• Task statement
Write out the material exactly, with the pictures left out.

Collected data:
▬▬▬▬▬▬
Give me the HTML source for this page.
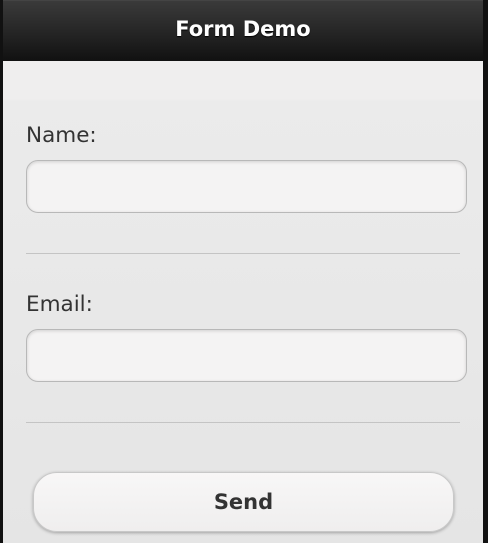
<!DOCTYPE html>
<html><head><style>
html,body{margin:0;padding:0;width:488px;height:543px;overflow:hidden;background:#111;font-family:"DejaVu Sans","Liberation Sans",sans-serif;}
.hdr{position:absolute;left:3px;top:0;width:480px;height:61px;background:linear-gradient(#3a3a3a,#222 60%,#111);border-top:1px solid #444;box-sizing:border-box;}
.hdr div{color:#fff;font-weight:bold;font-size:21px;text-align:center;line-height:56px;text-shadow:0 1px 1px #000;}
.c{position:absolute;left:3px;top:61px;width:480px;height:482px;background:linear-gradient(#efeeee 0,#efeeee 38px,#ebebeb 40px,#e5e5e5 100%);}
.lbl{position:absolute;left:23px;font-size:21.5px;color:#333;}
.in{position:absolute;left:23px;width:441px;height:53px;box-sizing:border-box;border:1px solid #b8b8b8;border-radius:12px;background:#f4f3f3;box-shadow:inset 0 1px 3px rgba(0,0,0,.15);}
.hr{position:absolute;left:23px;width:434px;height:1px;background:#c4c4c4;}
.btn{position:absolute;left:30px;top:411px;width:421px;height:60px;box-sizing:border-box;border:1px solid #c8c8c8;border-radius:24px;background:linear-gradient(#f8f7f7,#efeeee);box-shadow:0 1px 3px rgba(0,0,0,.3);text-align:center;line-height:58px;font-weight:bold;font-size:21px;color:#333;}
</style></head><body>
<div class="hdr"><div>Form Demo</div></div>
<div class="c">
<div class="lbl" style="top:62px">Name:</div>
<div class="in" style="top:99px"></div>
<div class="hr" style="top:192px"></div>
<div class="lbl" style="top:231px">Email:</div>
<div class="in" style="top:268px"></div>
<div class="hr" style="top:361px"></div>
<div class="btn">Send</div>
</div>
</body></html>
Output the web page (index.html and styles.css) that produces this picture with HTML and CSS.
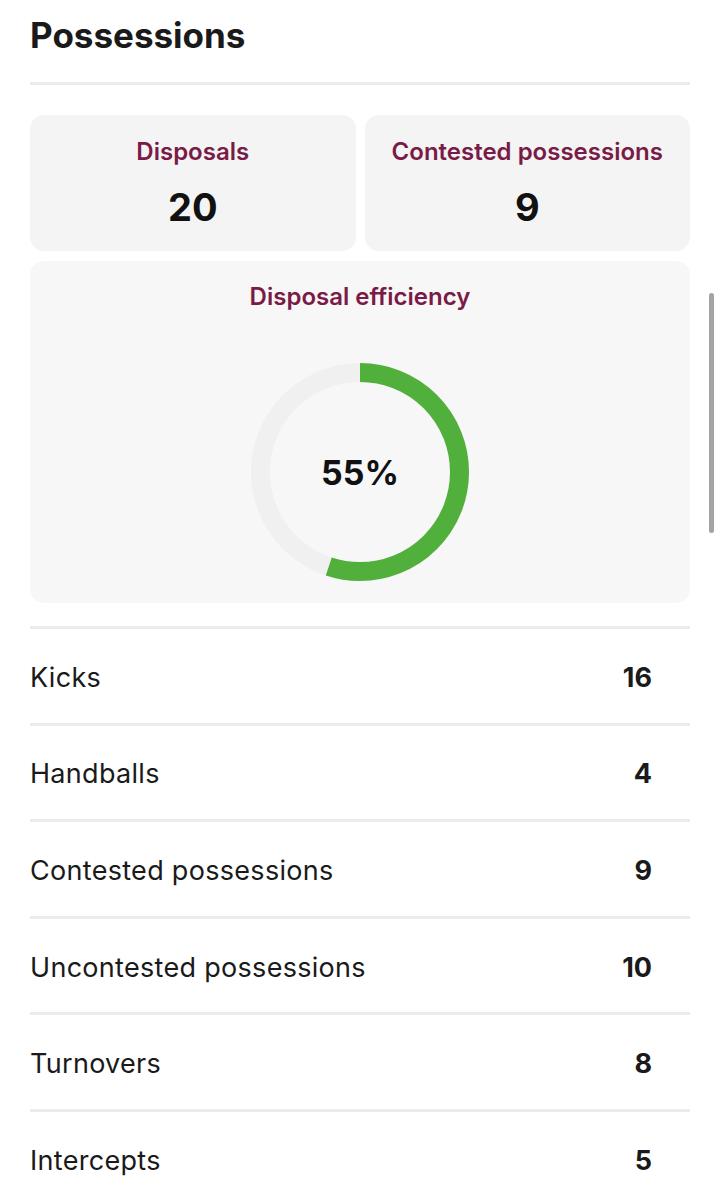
▬▬▬▬▬▬
• Response to this task
Give me the HTML source for this page.
<!DOCTYPE html>
<html><head><style>
html,body{margin:0;padding:0;width:488px;height:543px;overflow:hidden;background:#111;font-family:"DejaVu Sans","Liberation Sans",sans-serif;}
.hdr{position:absolute;left:3px;top:0;width:480px;height:61px;background:linear-gradient(#3a3a3a,#222 60%,#111);border-top:1px solid #444;box-sizing:border-box;}
.hdr div{color:#fff;font-weight:bold;font-size:21px;text-align:center;line-height:56px;text-shadow:0 1px 1px #000;}
.c{position:absolute;left:3px;top:61px;width:480px;height:482px;background:linear-gradient(#efeeee 0,#efeeee 38px,#ebebeb 40px,#e5e5e5 100%);}
.lbl{position:absolute;left:23px;font-size:21.5px;color:#333;}
.in{position:absolute;left:23px;width:441px;height:53px;box-sizing:border-box;border:1px solid #b8b8b8;border-radius:12px;background:#f4f3f3;box-shadow:inset 0 1px 3px rgba(0,0,0,.15);}
.hr{position:absolute;left:23px;width:434px;height:1px;background:#c4c4c4;}
.btn{position:absolute;left:30px;top:411px;width:421px;height:60px;box-sizing:border-box;border:1px solid #c8c8c8;border-radius:24px;background:linear-gradient(#f8f7f7,#efeeee);box-shadow:0 1px 3px rgba(0,0,0,.3);text-align:center;line-height:58px;font-weight:bold;font-size:21px;color:#333;}
</style></head><body>
<div class="hdr"><div>Form Demo</div></div>
<div class="c">
<div class="lbl" style="top:62px">Name:</div>
<div class="in" style="top:99px"></div>
<div class="hr" style="top:192px"></div>
<div class="lbl" style="top:231px">Email:</div>
<div class="in" style="top:268px"></div>
<div class="hr" style="top:361px"></div>
<div class="btn">Send</div>
</div>
</body></html>
Output the web page (index.html and styles.css) that produces this picture with HTML and CSS.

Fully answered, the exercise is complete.